RECORDED INFORMATION
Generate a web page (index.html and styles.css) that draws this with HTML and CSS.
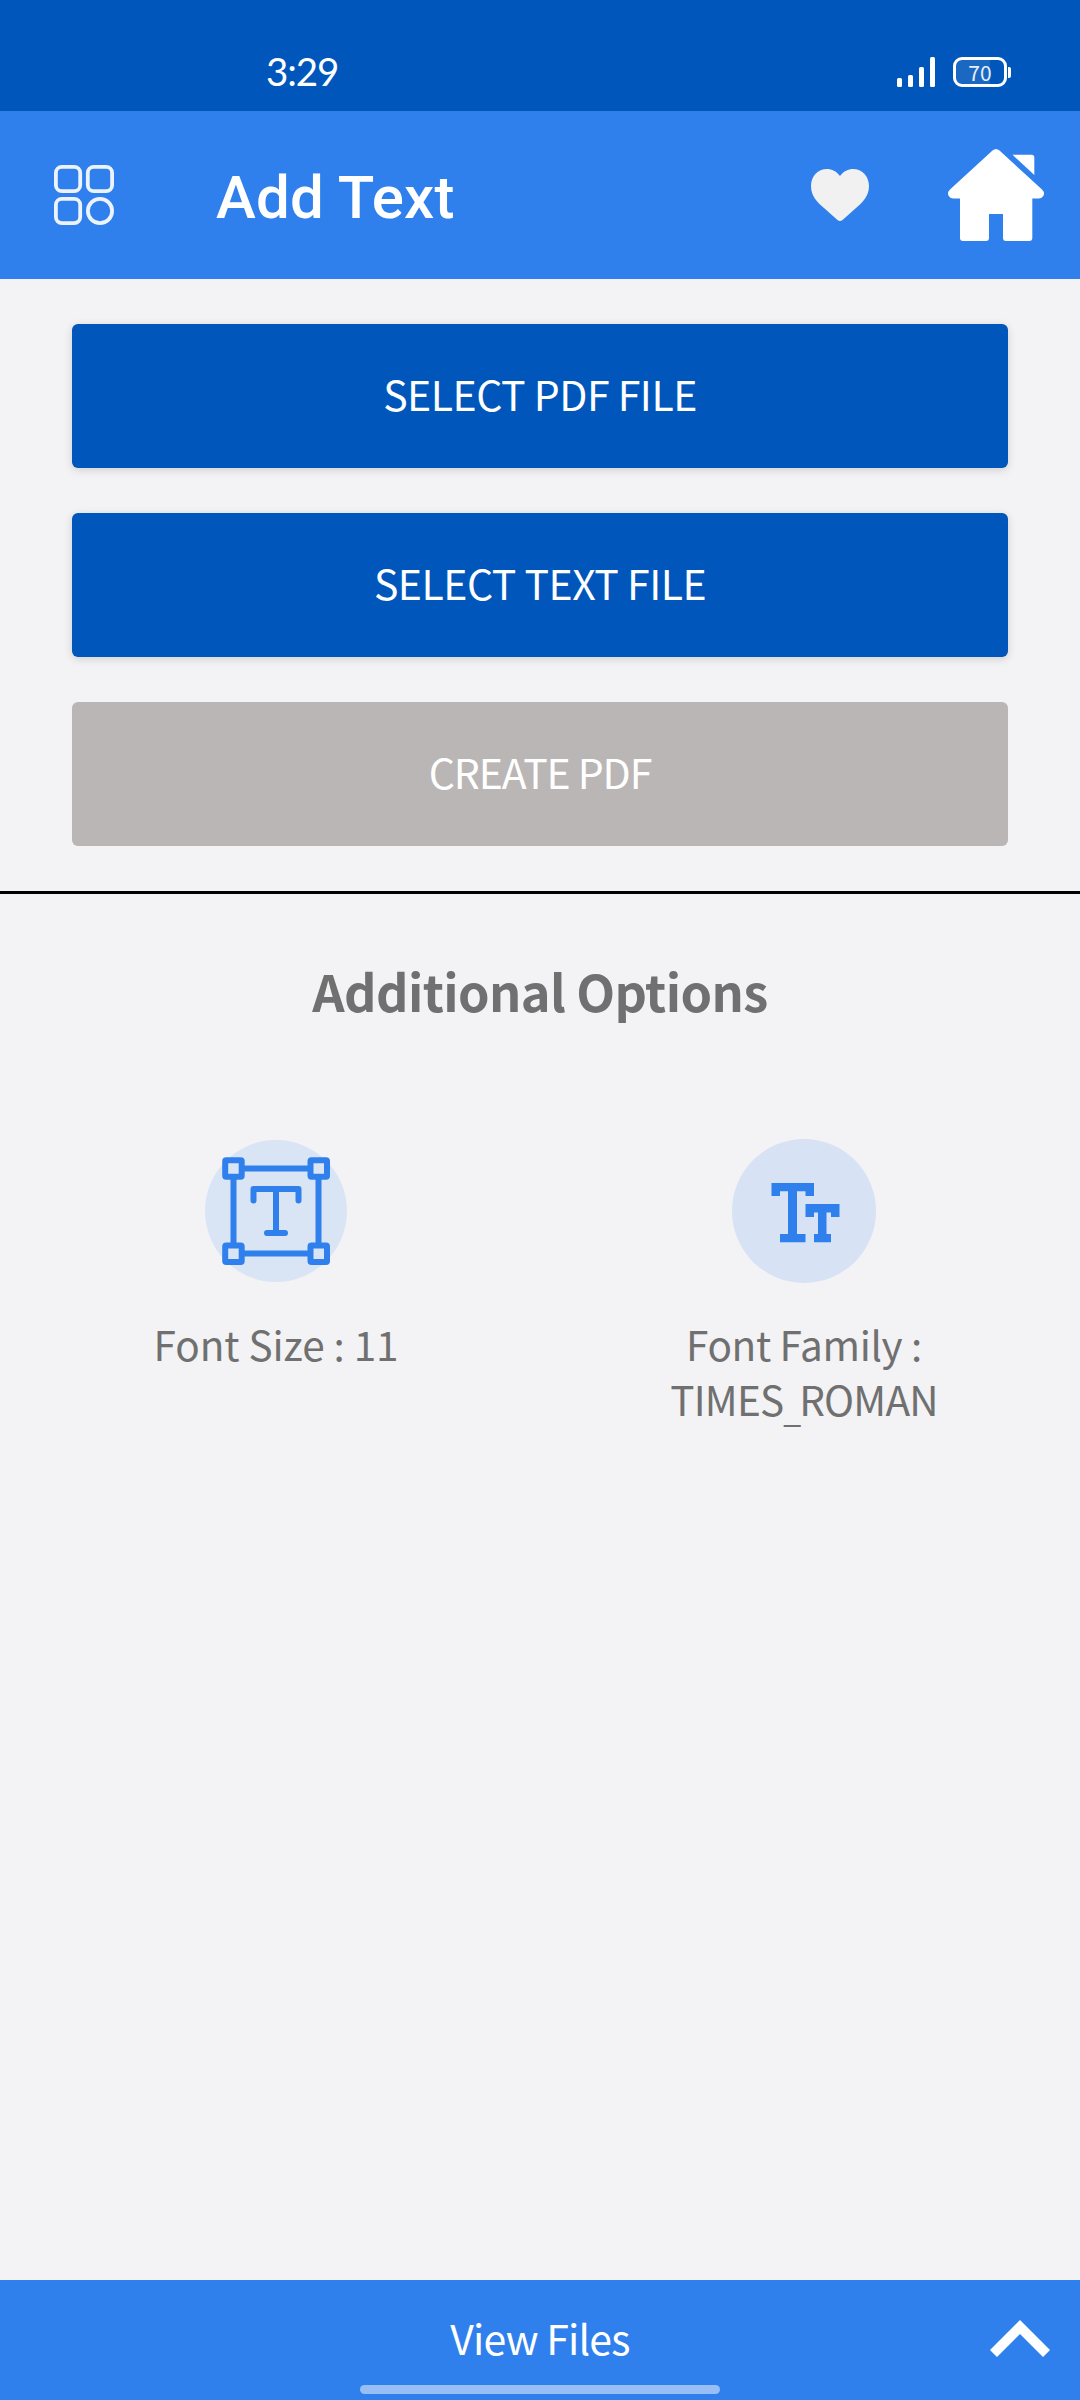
FILE: index.html
```html
<!DOCTYPE html>
<html lang="en">
<head>
<meta charset="utf-8">
<title>Add Text</title>
<link rel="stylesheet" href="styles.css">
</head>
<body>
<div class="screen">
  <div class="status-bar">
    <span class="clock">3:29</span>
    <div class="status-icons">
      <svg class="signal" viewBox="0 0 38 30" fill="#fff">
        <rect x="0" y="21" width="5" height="9" rx="1.5"/>
        <rect x="11" y="18" width="5" height="12" rx="1.5"/>
        <rect x="22" y="10" width="5" height="20" rx="1.5"/>
        <rect x="33" y="0" width="5" height="30" rx="1.5"/>
      </svg>
      <div class="battery">
        <span class="battery-level">70</span>
      </div>
      <span class="battery-tip"></span>
    </div>
  </div>

  <header class="app-bar">
    <svg class="menu-icon" viewBox="0 0 60 60" fill="none" stroke="#ecf3fd" stroke-width="3.8">
      <rect x="1.900" y="1.900" width="24.300" height="24.300" rx="6"/>
      <rect x="33.800" y="1.900" width="24.300" height="24.300" rx="6"/>
      <rect x="1.900" y="33.800" width="24.300" height="24.300" rx="6"/>
      <circle cx="46" cy="46" r="12.100"/>
    </svg>
    <h1 class="title">Add Text</h1>
    <svg class="heart-icon" viewBox="0 0 58 52" fill="#f1f1f1">
      <path d="M29 7C25 2 21 0 16 0C7 0 0 7 0 17C0 27 6 33 13 39L26.500 51Q29 53 31.500 51L45 39C52 33 58 27 58 17C58 7 51 0 42 0C37 0 33 2 29 7Z"/>
    </svg>
    <svg class="home-icon" viewBox="0 0 96 92" fill="#fff">
      <path d="M44.500 1.500Q48 -1.500 51.500 1.500L94 40.500Q97 43.500 95.500 46.500Q94 49.500 90.500 49.500H84.300V89Q84.300 92 81.300 92H58Q55 92 55 89V65H41V89Q41 92 38 92H15Q12 92 12 89V49.500H5.500Q2 49.500 .5 46.500Q-1 43.500 2 40.500Z"/>
      <path d="M64.500 5.800H83.500Q86.300 5.800 86.300 8.600V26Z"/>
    </svg>
  </header>

  <main class="content">
    <div class="actions">
      <button class="btn">SELECT PDF FILE</button>
      <button class="btn">SELECT TEXT FILE</button>
      <button class="btn btn-create" disabled>CREATE PDF</button>
    </div>

    <h2 class="heading">Additional Options</h2>

    <div class="options">
      <div class="option">
        <svg class="option-icon" viewBox="0 0 144 144" fill="none" stroke="#2f80ed" stroke-width="6">
          <circle cx="72" cy="72" r="71" fill="#d9e5f5" stroke="none"/>
          <rect x="29.500" y="29.500" width="85" height="85"/>
          <g fill="#d9e5f5">
            <rect x="21.200" y="21.200" width="16.500" height="16.500" rx="1"/>
            <rect x="106.500" y="21.200" width="16.500" height="16.500" rx="1"/>
            <rect x="21.200" y="106.500" width="16.500" height="16.500" rx="1"/>
            <rect x="106.500" y="106.500" width="16.500" height="16.500" rx="1"/>
          </g>
          <path d="M49.500 61.500V50H94.500V61.500M72 50V94M63 94H81" stroke-linecap="round" stroke-linejoin="round"/>
        </svg>
        <p class="option-label label-size">Font Size : 11</p>
      </div>
      <div class="option">
        <svg class="option-icon" viewBox="0 0 144 144">
          <circle cx="72" cy="72" r="72" fill="#d7e2f4"/>
          <path fill="#2f80ed" d="M39.500 44H82V57H73.500V52.200H65V95H73.500V103.200H48V95H56V52.200H48V57H39.500Z"/>
          <path fill="#2f80ed" d="M73.500 65H107.500V78H99V73.500H94.500V95H99V103.200H82V95H86V73.500H82V78H73.500Z"/>
        </svg>
        <p class="option-label">Font Family :<br><span class="family-name">TIMES<span class="underscore">_</span>ROMAN</span></p>
      </div>
    </div>
  </main>

  <footer class="bottom-bar">
    <span class="view-files">View Files</span>
    <svg class="chevron" viewBox="0 0 60 37" fill="#fff">
      <path d="M30 0L60 30L53 37L30 14L7 37L0 30Z"/>
    </svg>
    <span class="home-indicator"></span>
  </footer>
</div>
</body>
</html>
```
FILE: styles.css
```css
* {
  box-sizing: border-box;
}

body {
  margin: 0;
  background: #f3f4f6;
  font-family: "Noto Sans CJK SC", "Noto Sans", sans-serif;
}

h1, h2, p {
  margin: 0;
}

.screen {
  display: flex;
  flex-direction: column;
  width: 1080px;
  height: 2400px;
  overflow: hidden;
}

.status-bar {
  display: flex;
  justify-content: space-between;
  align-items: center;
  height: 111px;
  padding: 33px 69px 0 266px;
  background: #0056ba;
  color: #fff;
}

.clock {
  font: 400 38.5px/50px Lato, sans-serif;
  letter-spacing: -1.1px;
  padding-bottom: 3px;
}

.status-icons {
  display: flex;
  align-items: center;
}

.signal {
  width: 38px;
  height: 30px;
  margin-right: 18px;
}

.battery {
  width: 54px;
  height: 30px;
  border: 3px solid #fff;
  border-radius: 9px;
  background: linear-gradient(90deg, #1b68c2 34px, transparent 34px);
  text-align: center;
}

.battery-level {
  display: block;
  font: 400 21px/24px "Noto Sans CJK SC", sans-serif;
  color: #e6effa;
}

.battery-tip {
  width: 3px;
  height: 11px;
  margin-left: 1px;
  border-radius: 0 2px 2px 0;
  background: #fff;
}

.app-bar {
  display: flex;
  align-items: center;
  height: 168px;
  padding: 0 36px 0 54px;
  background: #2f80ed;
}

.menu-icon {
  width: 60px;
  height: 60px;
}

.title {
  flex: 1;
  margin-left: 102px;
  padding-top: 5px;
  font: 500 60px/72px Roboto, sans-serif;
  letter-spacing: 0.2px;
  color: #fff;
}

.heart-icon {
  width: 58px;
  height: 52px;
  margin-right: 79px;
}

.home-icon {
  width: 96px;
  height: 92px;
}

.content {
  flex: 1;
  background: #f3f3f6;
}

.actions {
  display: flex;
  flex-direction: column;
  gap: 45px;
  padding: 45px 72px;
  border-bottom: 3px solid #000;
}

.btn {
  height: 144px;
  padding: 0 0 6px;
  border: 0;
  border-radius: 6px;
  background: #0056ba;
  box-shadow: 0 2px 8px rgba(0, 0, 0, 0.15);
  color: #fff;
  font: inherit;
  font-size: 41px;
  line-height: 60px;
  letter-spacing: -0.5px;
}

.btn-create {
  background: #bab6b5;
  box-shadow: none;
  letter-spacing: -1.1px;
}

.heading {
  margin-top: 66px;
  font-size: 50.5px;
  font-weight: 700;
  line-height: 60px;
  letter-spacing: -0.6px;
  text-align: center;
  color: #707070;
}

.options {
  display: grid;
  grid-template-columns: 1fr 1fr;
  margin-top: 119px;
  padding: 0 12px;
}

.option {
  display: flex;
  flex-direction: column;
  align-items: center;
}

.option-icon {
  width: 144px;
  height: 144px;
}

.option-label {
  margin-top: 33px;
  font-size: 40.5px;
  line-height: 55px;
  text-align: center;
  letter-spacing: -0.35px;
  color: #707070;
}

.label-size {
  letter-spacing: -0.1px;
}

.family-name {
  letter-spacing: -0.8px;
}

.underscore {
  display: inline-block;
  font-size: 32px;
  line-height: 40px;
  letter-spacing: -2px;
  transform: translateY(6px);
}

.bottom-bar {
  display: grid;
  grid-template-columns: 90px 1fr 60px;
  grid-template-rows: 105px 9px;
  justify-items: center;
  height: 120px;
  padding-right: 30px;
  background: #2f80ed;
  color: #fff;
}

.view-files {
  grid-column: 2;
  margin-top: 27px;
  font-size: 41px;
  line-height: 60px;
  letter-spacing: -0.8px;
}

.chevron {
  width: 60px;
  height: 37px;
  margin-top: 40px;
}

.home-indicator {
  grid-column: 2;
  width: 360px;
  height: 9px;
  border-radius: 5px;
  background: #97bff6;
}
```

AIM
Each line containing "styles" counts once; state the total number of such lines and nothing else.

RESULT
3